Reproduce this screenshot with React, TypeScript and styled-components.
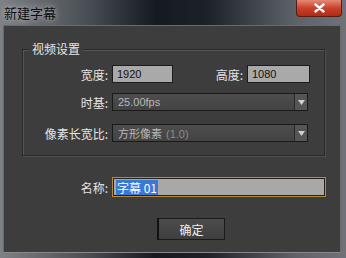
import React from "react";
import styled, { createGlobalStyle } from "styled-components";

const Global = createGlobalStyle`
  html, body { margin: 0; padding: 0; background: #3a3a3a; }
  body { font-family: "Noto Sans CJK SC", "Noto Sans", sans-serif; }
`;

const Frame = styled.div`
  width: 346px;
  height: 258px;
  display: flex;
  flex-direction: column;
  background: linear-gradient(90deg, #7d8186 0%, #4a4f55 25%, #151a20 45%, #1d2228 60%, #5d6268 85%, #6f7379 100%);
  overflow: hidden;
`;

const TitleBar = styled.div`
  height: 25px;
  position: relative;
  display: flex;
  align-items: center;
  padding-left: 4px;
  font-size: 13px;
  color: #0c0c0c;
  text-shadow: 0 0 6px rgba(255, 255, 255, 0.7);
`;

const CloseButton = styled.div`
  position: absolute;
  right: 4px;
  top: 0;
  width: 46px;
  height: 17px;
  border: 1px solid #5a1d14;
  border-top: none;
  border-radius: 0 0 4px 4px;
  background: linear-gradient(180deg, #e58a73 0%, #c9412b 50%, #b12a15 100%);
  display: flex;
  align-items: center;
  justify-content: center;
  box-sizing: border-box;
`;

const Body = styled.div`
  flex: 1;
  margin: 0 5px 5px 3px;
  background: #3d3d3d;
  border: 1px solid #6a6a6a;
  border-bottom-color: #888;
  display: flex;
  flex-direction: column;
  box-sizing: border-box;
  padding-top: 23px;
`;

const Group = styled.div`
  position: relative;
  margin-left: 18px;
  width: 303px;
  height: 107px;
  box-sizing: border-box;
  border: 1px solid #2a2a2a;
  box-shadow: inset 1px 1px 0 #555, 1px 1px 0 #4e4e4e;
  padding-top: 15px;
  display: flex;
  flex-direction: column;
`;

const Legend = styled.div`
  position: absolute;
  left: 6px;
  top: -9px;
  padding: 0 3px;
  background: #3d3d3d;
  color: #e6e6e6;
  font-size: 12px;
  line-height: 16px;
`;

const Row = styled.div<{ $top?: number }>`
  display: flex;
  align-items: center;
  height: 18px;
  margin-top: ${(p) => p.$top ?? 0}px;
`;

const Label = styled.div<{ $width: number }>`
  width: ${(p) => p.$width}px;
  text-align: right;
  color: #e4e4e4;
  font-size: 12px;
  padding-right: 4px;
  box-sizing: border-box;
  white-space: nowrap;
`;

const TextBox = styled.div<{ $width: number }>`
  width: ${(p) => p.$width}px;
  height: 18px;
  box-sizing: border-box;
  background: #a9a9a9;
  border: 1px solid #1c1c1c;
  color: #111;
  font-family: "Liberation Sans", sans-serif;
  font-size: 11px;
  padding-left: 4px;
  display: flex;
  align-items: center;
`;

const Select = styled.div`
  width: 196px;
  height: 18px;
  box-sizing: border-box;
  border: 1px solid #1a1a1a;
  background: linear-gradient(180deg, #4d4d4d, #434343);
  display: flex;
  align-items: center;
  color: #b8b8b8;
  font-size: 11px;
  padding-left: 5px;
  font-family: "Liberation Sans", "Noto Sans CJK SC", sans-serif;
`;

const SelectText = styled.span`
  flex: 1;
`;

const Muted = styled.span`
  color: #8c8c8c;
  margin-left: 4px;
`;

const Arrow = styled.div`
  width: 12px;
  height: 16px;
  border-left: 1px solid #2a2a2a;
  background: #555;
  display: flex;
  align-items: center;
  justify-content: center;
`;

const NameBox = styled.div`
  width: 214px;
  height: 20px;
  box-sizing: border-box;
  background: #a8a8a8;
  border: 1px solid #b58a3a;
  box-shadow: inset 0 0 0 1px #2a2210;
  padding-left: 3px;
  display: flex;
  align-items: center;
`;

const Selected = styled.span`
  background: #3a78d8;
  color: #fff;
  font-size: 12px;
  line-height: 15px;
  padding: 0 1px;
`;

const Button = styled.div`
  margin-left: 153px;
  margin-top: 22px;
  width: 68px;
  height: 22px;
  box-sizing: border-box;
  border: 1px solid #1a1a1a;
  border-left: 2px solid #111;
  background: linear-gradient(180deg, #4c4c4c, #3e3e3e);
  color: #f0f0f0;
  font-size: 12px;
  display: flex;
  align-items: center;
  justify-content: center;
`;

const Down = () => (
  <svg width="7" height="5" viewBox="0 0 7 5">
    <path d="M0 0h7L3.5 5z" fill="#d0d0d0" />
  </svg>
);

export default function App() {
  return (
    <>
      <Global />
      <Frame>
        <TitleBar>
          新建字幕
          <CloseButton>
            <svg width="11" height="10" viewBox="0 0 11 10">
              <path d="M1.5 1.5l8 7M9.5 1.5l-8 7" stroke="#fff" strokeWidth="2.4" strokeLinecap="round" />
            </svg>
          </CloseButton>
        </TitleBar>
        <Body>
          <Group>
            <Legend>视频设置</Legend>
            <Row>
              <Label $width={89}>宽度:</Label>
              <TextBox $width={61}>1920</TextBox>
              <Label $width={74}>高度:</Label>
              <TextBox $width={63}>1080</TextBox>
            </Row>
            <Row $top={10}>
              <Label $width={89}>时基:</Label>
              <Select>
                <SelectText>25.00fps</SelectText>
                <Arrow>
                  <Down />
                </Arrow>
              </Select>
            </Row>
            <Row $top={13}>
              <Label $width={89}>像素长宽比:</Label>
              <Select>
                <SelectText>
                  方形像素<Muted>(1.0)</Muted>
                </SelectText>
                <Arrow>
                  <Down />
                </Arrow>
              </Select>
            </Row>
          </Group>
          <Row $top={22}>
            <Label $width={108}>名称:</Label>
            <NameBox>
              <Selected>字幕 01</Selected>
            </NameBox>
          </Row>
          <Button>确定</Button>
        </Body>
      </Frame>
    </>
  );
}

• • • • • • •

Transcribe the preceding listing in its entirety and with exact wording, leaving out pictures.

Reproduce this screenshot with React, TypeScript and styled-components.
import React from "react";
import styled, { createGlobalStyle } from "styled-components";

const Global = createGlobalStyle`
  html, body { margin: 0; padding: 0; background: #3a3a3a; }
  body { font-family: "Noto Sans CJK SC", "Noto Sans", sans-serif; }
`;

const Frame = styled.div`
  width: 346px;
  height: 258px;
  display: flex;
  flex-direction: column;
  background: linear-gradient(90deg, #7d8186 0%, #4a4f55 25%, #151a20 45%, #1d2228 60%, #5d6268 85%, #6f7379 100%);
  overflow: hidden;
`;

const TitleBar = styled.div`
  height: 25px;
  position: relative;
  display: flex;
  align-items: center;
  padding-left: 4px;
  font-size: 13px;
  color: #0c0c0c;
  text-shadow: 0 0 6px rgba(255, 255, 255, 0.7);
`;

const CloseButton = styled.div`
  position: absolute;
  right: 4px;
  top: 0;
  width: 46px;
  height: 17px;
  border: 1px solid #5a1d14;
  border-top: none;
  border-radius: 0 0 4px 4px;
  background: linear-gradient(180deg, #e58a73 0%, #c9412b 50%, #b12a15 100%);
  display: flex;
  align-items: center;
  justify-content: center;
  box-sizing: border-box;
`;

const Body = styled.div`
  flex: 1;
  margin: 0 5px 5px 3px;
  background: #3d3d3d;
  border: 1px solid #6a6a6a;
  border-bottom-color: #888;
  display: flex;
  flex-direction: column;
  box-sizing: border-box;
  padding-top: 23px;
`;

const Group = styled.div`
  position: relative;
  margin-left: 18px;
  width: 303px;
  height: 107px;
  box-sizing: border-box;
  border: 1px solid #2a2a2a;
  box-shadow: inset 1px 1px 0 #555, 1px 1px 0 #4e4e4e;
  padding-top: 15px;
  display: flex;
  flex-direction: column;
`;

const Legend = styled.div`
  position: absolute;
  left: 6px;
  top: -9px;
  padding: 0 3px;
  background: #3d3d3d;
  color: #e6e6e6;
  font-size: 12px;
  line-height: 16px;
`;

const Row = styled.div<{ $top?: number }>`
  display: flex;
  align-items: center;
  height: 18px;
  margin-top: ${(p) => p.$top ?? 0}px;
`;

const Label = styled.div<{ $width: number }>`
  width: ${(p) => p.$width}px;
  text-align: right;
  color: #e4e4e4;
  font-size: 12px;
  padding-right: 4px;
  box-sizing: border-box;
  white-space: nowrap;
`;

const TextBox = styled.div<{ $width: number }>`
  width: ${(p) => p.$width}px;
  height: 18px;
  box-sizing: border-box;
  background: #a9a9a9;
  border: 1px solid #1c1c1c;
  color: #111;
  font-family: "Liberation Sans", sans-serif;
  font-size: 11px;
  padding-left: 4px;
  display: flex;
  align-items: center;
`;

const Select = styled.div`
  width: 196px;
  height: 18px;
  box-sizing: border-box;
  border: 1px solid #1a1a1a;
  background: linear-gradient(180deg, #4d4d4d, #434343);
  display: flex;
  align-items: center;
  color: #b8b8b8;
  font-size: 11px;
  padding-left: 5px;
  font-family: "Liberation Sans", "Noto Sans CJK SC", sans-serif;
`;

const SelectText = styled.span`
  flex: 1;
`;

const Muted = styled.span`
  color: #8c8c8c;
  margin-left: 4px;
`;

const Arrow = styled.div`
  width: 12px;
  height: 16px;
  border-left: 1px solid #2a2a2a;
  background: #555;
  display: flex;
  align-items: center;
  justify-content: center;
`;

const NameBox = styled.div`
  width: 214px;
  height: 20px;
  box-sizing: border-box;
  background: #a8a8a8;
  border: 1px solid #b58a3a;
  box-shadow: inset 0 0 0 1px #2a2210;
  padding-left: 3px;
  display: flex;
  align-items: center;
`;

const Selected = styled.span`
  background: #3a78d8;
  color: #fff;
  font-size: 12px;
  line-height: 15px;
  padding: 0 1px;
`;

const Button = styled.div`
  margin-left: 153px;
  margin-top: 22px;
  width: 68px;
  height: 22px;
  box-sizing: border-box;
  border: 1px solid #1a1a1a;
  border-left: 2px solid #111;
  background: linear-gradient(180deg, #4c4c4c, #3e3e3e);
  color: #f0f0f0;
  font-size: 12px;
  display: flex;
  align-items: center;
  justify-content: center;
`;

const Down = () => (
  <svg width="7" height="5" viewBox="0 0 7 5">
    <path d="M0 0h7L3.5 5z" fill="#d0d0d0" />
  </svg>
);

export default function App() {
  return (
    <>
      <Global />
      <Frame>
        <TitleBar>
          新建字幕
          <CloseButton>
            <svg width="11" height="10" viewBox="0 0 11 10">
              <path d="M1.5 1.5l8 7M9.5 1.5l-8 7" stroke="#fff" strokeWidth="2.4" strokeLinecap="round" />
            </svg>
          </CloseButton>
        </TitleBar>
        <Body>
          <Group>
            <Legend>视频设置</Legend>
            <Row>
              <Label $width={89}>宽度:</Label>
              <TextBox $width={61}>1920</TextBox>
              <Label $width={74}>高度:</Label>
              <TextBox $width={63}>1080</TextBox>
            </Row>
            <Row $top={10}>
              <Label $width={89}>时基:</Label>
              <Select>
                <SelectText>25.00fps</SelectText>
                <Arrow>
                  <Down />
                </Arrow>
              </Select>
            </Row>
            <Row $top={13}>
              <Label $width={89}>像素长宽比:</Label>
              <Select>
                <SelectText>
                  方形像素<Muted>(1.0)</Muted>
                </SelectText>
                <Arrow>
                  <Down />
                </Arrow>
              </Select>
            </Row>
          </Group>
          <Row $top={22}>
            <Label $width={108}>名称:</Label>
            <NameBox>
              <Selected>字幕 01</Selected>
            </NameBox>
          </Row>
          <Button>确定</Button>
        </Body>
      </Frame>
    </>
  );
}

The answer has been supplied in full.